Still, by the end of 2022, the unnamed company is projected to employ 254 people in Rowan County.

Commissioners Vice Chairman Jim Greene said the business in question is a “very stable member of the community already” and that the expansion would further straighten its presence in Rowan County.

The incentive package will rebate 75 percent of taxes assessed on new property value over a five-year period. If the company does not meet projected enrollment numbers, Dees said, the tax incentives could be prorated.

In a presentation on Tuesday, Shelton said Rowan County would collect $1.35 million in taxes over the five years and provide tax incentives of $1.01 million

• Commissioners voted to rename three roads in the area of an Interstate 85 exit under construction in south Rowan County.
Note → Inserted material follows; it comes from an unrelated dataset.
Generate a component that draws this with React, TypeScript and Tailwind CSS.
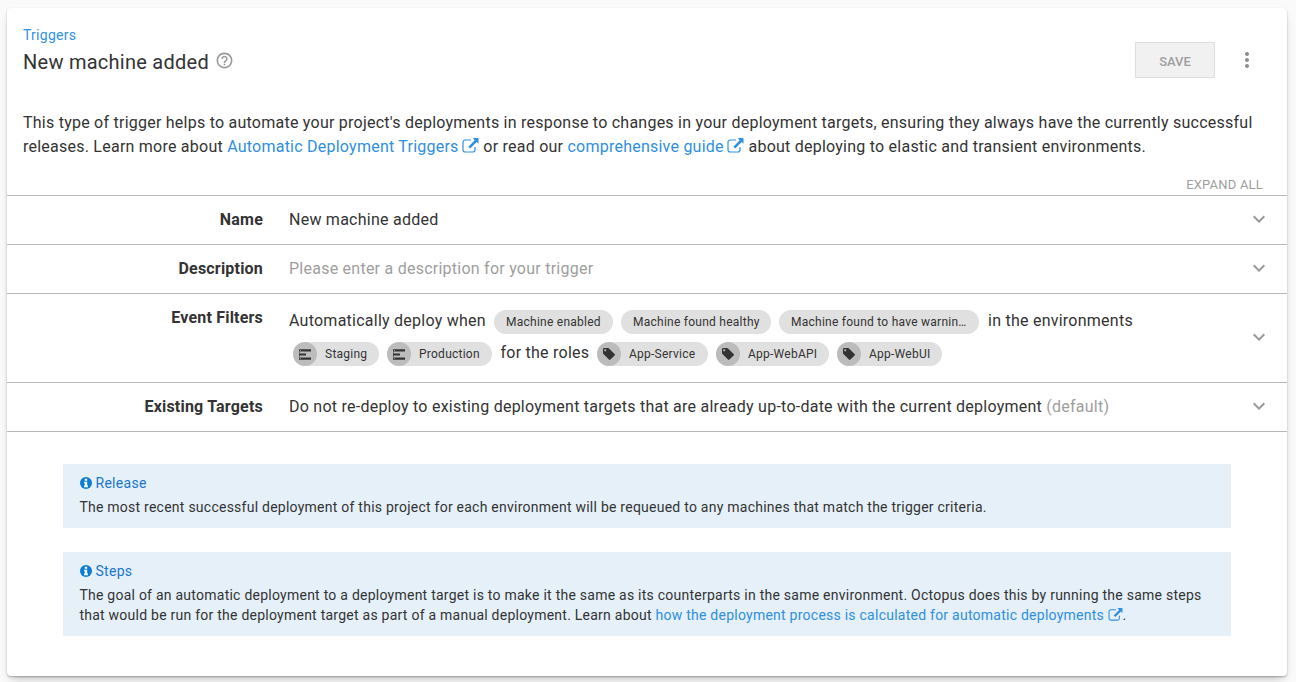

As a result, what’s now Old Beatty Ford Road will be split in two, bisected by I-85 once a bridge is removed. The west side of Old Beatty Ford Road will become an extension of nearby Bostian Road, which affects more than two dozen addresses.

On the east side, the name will be Chalk Maple Road, named after a grove of a type of tree nearby. That renaming affects three dozen addresses.

The new road, on which an interstate exit will be located, will be called Old Beatty Ford Road.

A section of Lentz Road will also be named Old Beatty Ford Road, which affects about 14 addresses.

• The commissioners approved a rezoning of a two-acre tract at 5025 U.S. 601 from rural residential to neighborhood business.

The Rowan County Planning Department staff report states Traci Kinser has owned the property since 2006 and sells playground equipment and mulch. Kinser is seeking the rezoning to increase the operational area of the business and add other commercial uses to the property.

The property is in Rowan County’s Franklin community, north of Salisbury.